> [SHORT PROBLEM]:
Restate, exactly and without pictures, the lines from the start of the listing below through the line holding "import React from".

> [GIVEN DATA]:
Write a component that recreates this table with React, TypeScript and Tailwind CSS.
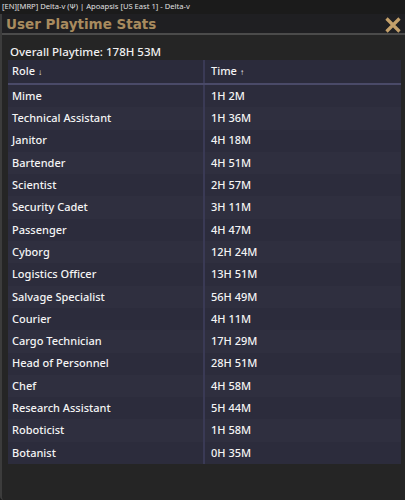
import React from "react";

const rows: [string, string][] = [
  ["Mime", "1H 2M"],
  ["Technical Assistant", "1H 36M"],
  ["Janitor", "4H 18M"],
  ["Bartender", "4H 51M"],
  ["Scientist", "2H 57M"],
  ["Security Cadet", "3H 11M"],
  ["Passenger", "4H 47M"],
  ["Cyborg", "12H 24M"],
  ["Logistics Officer", "13H 51M"],
  ["Salvage Specialist", "56H 49M"],
  ["Courier", "4H 11M"],
  ["Cargo Technician", "17H 29M"],
  ["Head of Personnel", "28H 51M"],
  ["Chef", "4H 58M"],
  ["Research Assistant", "5H 44M"],
  ["Roboticist", "1H 58M"],
  ["Botanist", "0H 35M"],
];

export default function App() {
  return (
    <div
      className="w-[405px] h-[500px] bg-[#1b1b1b] flex flex-col overflow-hidden text-[#e8e8e8]"
      style={{ fontFamily: '"Noto Sans", "Open Sans", sans-serif' }}
    >
      <div className="h-[14px] flex items-center px-[2px] text-[7.6px] leading-none text-[#e0e0e0]">
        [EN][MRP] Delta-v (Ψ) | Apoapsis [US East 1] - Delta-v
      </div>
      <div className="flex-1 flex flex-col border-l-[2px] border-[#3c3c3c] rounded-bl-[4px] bg-[#252525] overflow-hidden">
        <div className="h-[19px] bg-[#1f1f22] flex items-center justify-between pl-[4px] pr-[2px]">
          <span
            className="text-[13.5px] font-bold text-[#a88b5e] leading-none pt-[3px]"
            style={{ fontFamily: '"DejaVu Sans", sans-serif' }}
          >
            User Playtime Stats
          </span>
          <svg width="18" height="18" viewBox="0 0 18 18" className="mr-[1px] mt-[2px]">
            <path d="M2.5 2.5 L15.5 15.5 M15.5 2.5 L2.5 15.5" stroke="#c4a06a" strokeWidth="3.2" strokeLinecap="butt" />
          </svg>
        </div>
        <div className="h-[2px] bg-[#4b4b4b]" />
        <div className="flex-1 pl-[6px] pr-[2px] pt-[8px]">
          <div className="text-[11.5px] leading-[15px] h-[17px] text-[#f0f0f0] pl-[2px] font-medium pt-[1px]">
            Overall Playtime: 178H 53M
          </div>
          <div className="flex flex-col text-[11px] font-medium text-[#f4f4f4] w-[393px]">
            <div className="flex h-[25px] bg-[#2b2b3b] border-b-[2px] border-[#4a4a68]">
              <div className="w-[197px] flex items-center pl-[4px] border-r-[2px] border-[#3a3a55]">
                Role <span className="text-[8px] ml-[3px]">↓</span>
              </div>
              <div className="flex-1 flex items-center pl-[6px]">
                Time <span className="text-[8px] ml-[3px]">↑</span>
              </div>
            </div>
            {rows.map(([role, time], i) => (
              <div
                key={role}
                className={`flex h-[22.3px] ${i % 2 === 0 ? "bg-[#2c2c3c]" : "bg-[#2f2f3f]"}`}
              >
                <div className="w-[197px] flex items-center pl-[4px] border-r-[2px] border-[#3a3a55]">
                  {role}
                </div>
                <div className="flex-1 flex items-center pl-[6px]">{time}</div>
              </div>
            ))}
          </div>
        </div>
      </div>
    </div>
  );
}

> [SOLUTION TO THIS TASK]:
Write a component that recreates this table with React, TypeScript and Tailwind CSS.
import React from "react";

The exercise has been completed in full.